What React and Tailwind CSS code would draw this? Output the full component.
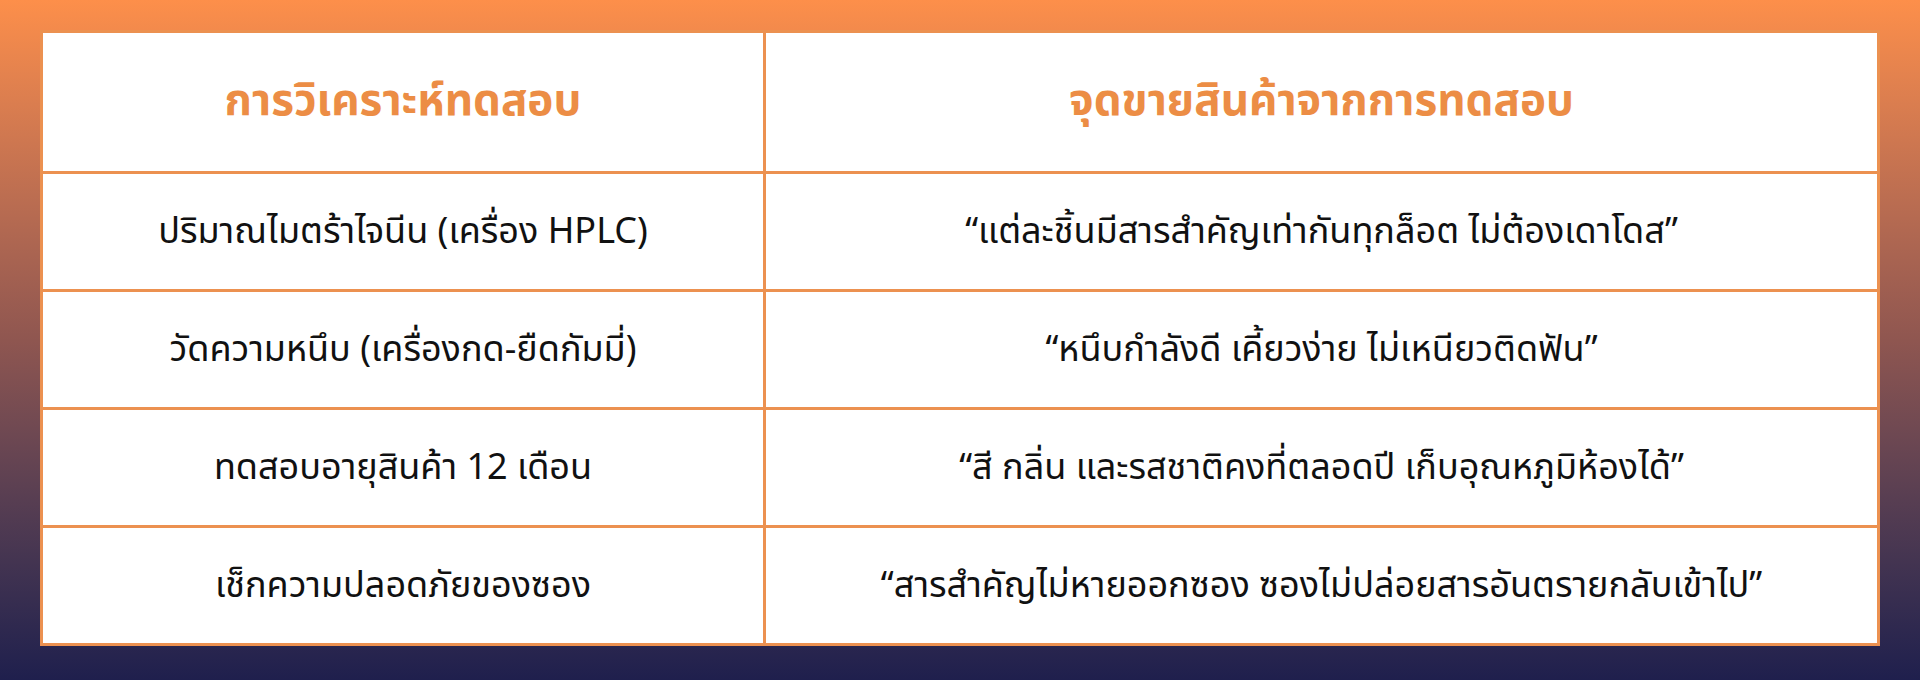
import React from "react";

const rows = [
  {
    test: "ปริมาณไมตร้าไจนีน (เครื่อง HPLC)",
    point: "“แต่ละชิ้นมีสารสำคัญเท่ากันทุกล็อต ไม่ต้องเดาโดส”",
  },
  {
    test: "วัดความหนึบ (เครื่องกด-ยืดกัมมี่)",
    point: "“หนึบกำลังดี เคี้ยวง่าย ไม่เหนียวติดฟัน”",
  },
  {
    test: "ทดสอบอายุสินค้า 12 เดือน",
    point: "“สี กลิ่น และรสชาติคงที่ตลอดปี เก็บอุณหภูมิห้องได้”",
  },
  {
    test: "เช็กความปลอดภัยของซอง",
    point: "“สารสำคัญไม่หายออกซอง ซองไม่ปล่อยสารอันตรายกลับเข้าไป”",
  },
];

const App = () => {
  return (
    <div className="w-full h-[680px] bg-linear-to-b from-[#fd8f4a] via-[#8f5650] via-50% to-[#1f1f4d] pt-[30px] px-[40px]">
      <table
        className="w-full border-collapse bg-white"
        style={{ fontFamily: '"Noto Sans Thai", "Noto Sans", sans-serif' }}
      >
        <thead>
          <tr className="h-[141px]">
            <th className="w-[723px] border-[3px] border-[#ec9150] text-[44px] font-bold text-[#ec8d45]">
              การวิเคราะห์ทดสอบ
            </th>
            <th className="border-[3px] border-[#ec9150] text-[44px] font-bold text-[#ec8d45]">
              จุดขายสินค้าจากการทดสอบ
            </th>
          </tr>
        </thead>
        <tbody>
          {rows.map((row, idx) => (
            <tr key={idx} className="h-[118px]">
              <td className="border-[3px] border-[#ec9150] text-center text-[36px] text-[#111]">
                {row.test}
              </td>
              <td className="border-[3px] border-[#ec9150] text-center text-[36px] text-[#111]">
                {row.point}
              </td>
            </tr>
          ))}
        </tbody>
      </table>
    </div>
  );
};

export default App;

|---|

● Objective:
Write out the lines from the start of the material to the line with "import React from", inclusive and exactly. Skip the pictures.

● Completed exercise:
What React and Tailwind CSS code would draw this? Output the full component.
import React from "react";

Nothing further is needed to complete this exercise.